● Description of the task
Leave out the pictures and copy the remaining records exactly.

[Entries with page source code]
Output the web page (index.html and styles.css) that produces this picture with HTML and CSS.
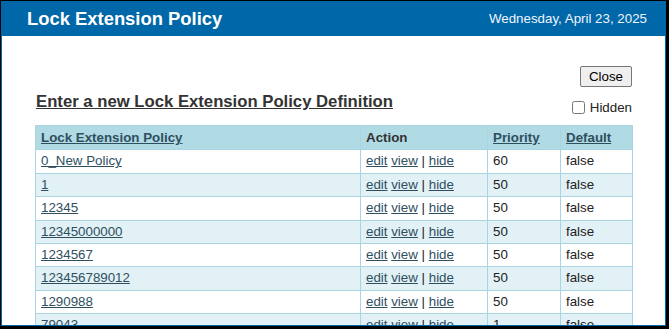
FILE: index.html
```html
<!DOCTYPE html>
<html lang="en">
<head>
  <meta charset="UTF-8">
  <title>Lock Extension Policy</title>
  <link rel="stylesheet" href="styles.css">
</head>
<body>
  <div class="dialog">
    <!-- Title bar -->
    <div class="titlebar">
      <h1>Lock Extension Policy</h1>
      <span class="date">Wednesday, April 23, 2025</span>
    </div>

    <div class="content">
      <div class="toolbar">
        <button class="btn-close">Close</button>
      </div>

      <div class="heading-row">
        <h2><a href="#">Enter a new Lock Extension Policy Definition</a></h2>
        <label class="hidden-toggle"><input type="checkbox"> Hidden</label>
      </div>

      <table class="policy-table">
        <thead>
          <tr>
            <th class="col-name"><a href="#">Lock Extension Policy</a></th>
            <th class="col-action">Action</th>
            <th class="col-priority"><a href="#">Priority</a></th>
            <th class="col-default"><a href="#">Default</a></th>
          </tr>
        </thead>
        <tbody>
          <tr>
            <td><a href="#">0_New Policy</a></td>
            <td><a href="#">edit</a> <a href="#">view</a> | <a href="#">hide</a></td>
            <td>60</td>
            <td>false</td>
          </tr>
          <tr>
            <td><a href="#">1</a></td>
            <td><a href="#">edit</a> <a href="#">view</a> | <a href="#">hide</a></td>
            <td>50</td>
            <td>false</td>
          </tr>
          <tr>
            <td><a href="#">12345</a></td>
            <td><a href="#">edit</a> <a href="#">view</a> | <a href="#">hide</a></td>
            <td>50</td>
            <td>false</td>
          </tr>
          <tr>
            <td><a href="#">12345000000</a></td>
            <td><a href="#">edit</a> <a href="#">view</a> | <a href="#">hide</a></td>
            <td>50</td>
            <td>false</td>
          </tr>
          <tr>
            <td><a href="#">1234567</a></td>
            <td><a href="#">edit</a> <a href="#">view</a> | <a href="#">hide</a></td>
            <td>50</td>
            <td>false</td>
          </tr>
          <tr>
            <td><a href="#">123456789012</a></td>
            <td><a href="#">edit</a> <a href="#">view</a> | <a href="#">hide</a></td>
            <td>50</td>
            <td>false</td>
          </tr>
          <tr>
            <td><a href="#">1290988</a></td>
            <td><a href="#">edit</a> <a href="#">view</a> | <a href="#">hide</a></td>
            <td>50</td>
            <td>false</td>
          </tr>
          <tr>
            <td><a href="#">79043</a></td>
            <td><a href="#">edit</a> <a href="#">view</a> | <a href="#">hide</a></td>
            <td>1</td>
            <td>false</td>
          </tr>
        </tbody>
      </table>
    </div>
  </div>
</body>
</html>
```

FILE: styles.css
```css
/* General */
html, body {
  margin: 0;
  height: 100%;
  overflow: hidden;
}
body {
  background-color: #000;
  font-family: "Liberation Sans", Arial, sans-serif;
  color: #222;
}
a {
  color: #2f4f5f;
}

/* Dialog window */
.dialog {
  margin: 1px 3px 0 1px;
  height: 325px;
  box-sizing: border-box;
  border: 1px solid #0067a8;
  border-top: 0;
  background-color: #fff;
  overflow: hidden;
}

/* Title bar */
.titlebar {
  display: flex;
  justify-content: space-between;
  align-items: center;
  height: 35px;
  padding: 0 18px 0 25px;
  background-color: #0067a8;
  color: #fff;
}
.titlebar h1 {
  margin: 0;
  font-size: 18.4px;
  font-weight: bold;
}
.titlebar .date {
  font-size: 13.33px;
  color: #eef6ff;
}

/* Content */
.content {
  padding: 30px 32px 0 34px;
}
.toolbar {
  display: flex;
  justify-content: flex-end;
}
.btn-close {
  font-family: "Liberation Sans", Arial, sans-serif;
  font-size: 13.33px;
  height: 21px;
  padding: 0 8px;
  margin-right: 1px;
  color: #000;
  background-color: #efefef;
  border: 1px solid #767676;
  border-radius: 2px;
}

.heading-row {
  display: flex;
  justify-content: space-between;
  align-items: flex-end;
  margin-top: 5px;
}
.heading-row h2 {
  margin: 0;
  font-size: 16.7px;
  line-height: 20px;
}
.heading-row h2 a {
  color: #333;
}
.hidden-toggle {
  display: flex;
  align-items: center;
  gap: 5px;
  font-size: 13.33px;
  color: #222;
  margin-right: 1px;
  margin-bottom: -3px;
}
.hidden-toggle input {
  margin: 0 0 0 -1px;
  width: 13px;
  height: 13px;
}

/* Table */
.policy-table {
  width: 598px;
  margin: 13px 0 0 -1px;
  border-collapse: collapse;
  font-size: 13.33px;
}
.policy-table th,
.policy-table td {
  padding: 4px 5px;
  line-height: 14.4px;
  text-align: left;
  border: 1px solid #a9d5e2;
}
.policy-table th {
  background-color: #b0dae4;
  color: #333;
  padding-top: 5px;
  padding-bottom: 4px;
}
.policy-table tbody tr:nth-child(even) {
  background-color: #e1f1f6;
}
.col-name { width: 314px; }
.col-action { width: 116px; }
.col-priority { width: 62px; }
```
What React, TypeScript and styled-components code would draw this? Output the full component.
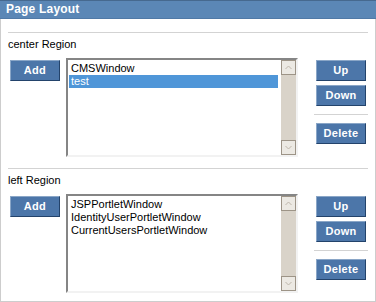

● Solution to this problem
Output the web page (index.html and styles.css) that produces this picture with HTML and CSS.
FILE: index.html
```html
<!DOCTYPE html>
<html lang="en">
<head>
  <meta charset="UTF-8">
  <title>Lock Extension Policy</title>
  <link rel="stylesheet" href="styles.css">
</head>
<body>
  <div class="dialog">
    <!-- Title bar -->
    <div class="titlebar">
      <h1>Lock Extension Policy</h1>
      <span class="date">Wednesday, April 23, 2025</span>
    </div>

    <div class="content">
      <div class="toolbar">
        <button class="btn-close">Close</button>
      </div>

      <div class="heading-row">
        <h2><a href="#">Enter a new Lock Extension Policy Definition</a></h2>
        <label class="hidden-toggle"><input type="checkbox"> Hidden</label>
      </div>

      <table class="policy-table">
        <thead>
          <tr>
            <th class="col-name"><a href="#">Lock Extension Policy</a></th>
            <th class="col-action">Action</th>
            <th class="col-priority"><a href="#">Priority</a></th>
            <th class="col-default"><a href="#">Default</a></th>
          </tr>
        </thead>
        <tbody>
          <tr>
            <td><a href="#">0_New Policy</a></td>
            <td><a href="#">edit</a> <a href="#">view</a> | <a href="#">hide</a></td>
            <td>60</td>
            <td>false</td>
          </tr>
          <tr>
            <td><a href="#">1</a></td>
            <td><a href="#">edit</a> <a href="#">view</a> | <a href="#">hide</a></td>
            <td>50</td>
            <td>false</td>
          </tr>
          <tr>
            <td><a href="#">12345</a></td>
            <td><a href="#">edit</a> <a href="#">view</a> | <a href="#">hide</a></td>
            <td>50</td>
            <td>false</td>
          </tr>
          <tr>
            <td><a href="#">12345000000</a></td>
            <td><a href="#">edit</a> <a href="#">view</a> | <a href="#">hide</a></td>
            <td>50</td>
            <td>false</td>
          </tr>
          <tr>
            <td><a href="#">1234567</a></td>
            <td><a href="#">edit</a> <a href="#">view</a> | <a href="#">hide</a></td>
            <td>50</td>
            <td>false</td>
          </tr>
          <tr>
            <td><a href="#">123456789012</a></td>
            <td><a href="#">edit</a> <a href="#">view</a> | <a href="#">hide</a></td>
            <td>50</td>
            <td>false</td>
          </tr>
          <tr>
            <td><a href="#">1290988</a></td>
            <td><a href="#">edit</a> <a href="#">view</a> | <a href="#">hide</a></td>
            <td>50</td>
            <td>false</td>
          </tr>
          <tr>
            <td><a href="#">79043</a></td>
            <td><a href="#">edit</a> <a href="#">view</a> | <a href="#">hide</a></td>
            <td>1</td>
            <td>false</td>
          </tr>
        </tbody>
      </table>
    </div>
  </div>
</body>
</html>
```

FILE: styles.css
```css
/* General */
html, body {
  margin: 0;
  height: 100%;
  overflow: hidden;
}
body {
  background-color: #000;
  font-family: "Liberation Sans", Arial, sans-serif;
  color: #222;
}
a {
  color: #2f4f5f;
}

/* Dialog window */
.dialog {
  margin: 1px 3px 0 1px;
  height: 325px;
  box-sizing: border-box;
  border: 1px solid #0067a8;
  border-top: 0;
  background-color: #fff;
  overflow: hidden;
}

/* Title bar */
.titlebar {
  display: flex;
  justify-content: space-between;
  align-items: center;
  height: 35px;
  padding: 0 18px 0 25px;
  background-color: #0067a8;
  color: #fff;
}
.titlebar h1 {
  margin: 0;
  font-size: 18.4px;
  font-weight: bold;
}
.titlebar .date {
  font-size: 13.33px;
  color: #eef6ff;
}

/* Content */
.content {
  padding: 30px 32px 0 34px;
}
.toolbar {
  display: flex;
  justify-content: flex-end;
}
.btn-close {
  font-family: "Liberation Sans", Arial, sans-serif;
  font-size: 13.33px;
  height: 21px;
  padding: 0 8px;
  margin-right: 1px;
  color: #000;
  background-color: #efefef;
  border: 1px solid #767676;
  border-radius: 2px;
}

.heading-row {
  display: flex;
  justify-content: space-between;
  align-items: flex-end;
  margin-top: 5px;
}
.heading-row h2 {
  margin: 0;
  font-size: 16.7px;
  line-height: 20px;
}
.heading-row h2 a {
  color: #333;
}
.hidden-toggle {
  display: flex;
  align-items: center;
  gap: 5px;
  font-size: 13.33px;
  color: #222;
  margin-right: 1px;
  margin-bottom: -3px;
}
.hidden-toggle input {
  margin: 0 0 0 -1px;
  width: 13px;
  height: 13px;
}

/* Table */
.policy-table {
  width: 598px;
  margin: 13px 0 0 -1px;
  border-collapse: collapse;
  font-size: 13.33px;
}
.policy-table th,
.policy-table td {
  padding: 4px 5px;
  line-height: 14.4px;
  text-align: left;
  border: 1px solid #a9d5e2;
}
.policy-table th {
  background-color: #b0dae4;
  color: #333;
  padding-top: 5px;
  padding-bottom: 4px;
}
.policy-table tbody tr:nth-child(even) {
  background-color: #e1f1f6;
}
.col-name { width: 314px; }
.col-action { width: 116px; }
.col-priority { width: 62px; }
```
What React, TypeScript and styled-components code would draw this? Output the full component.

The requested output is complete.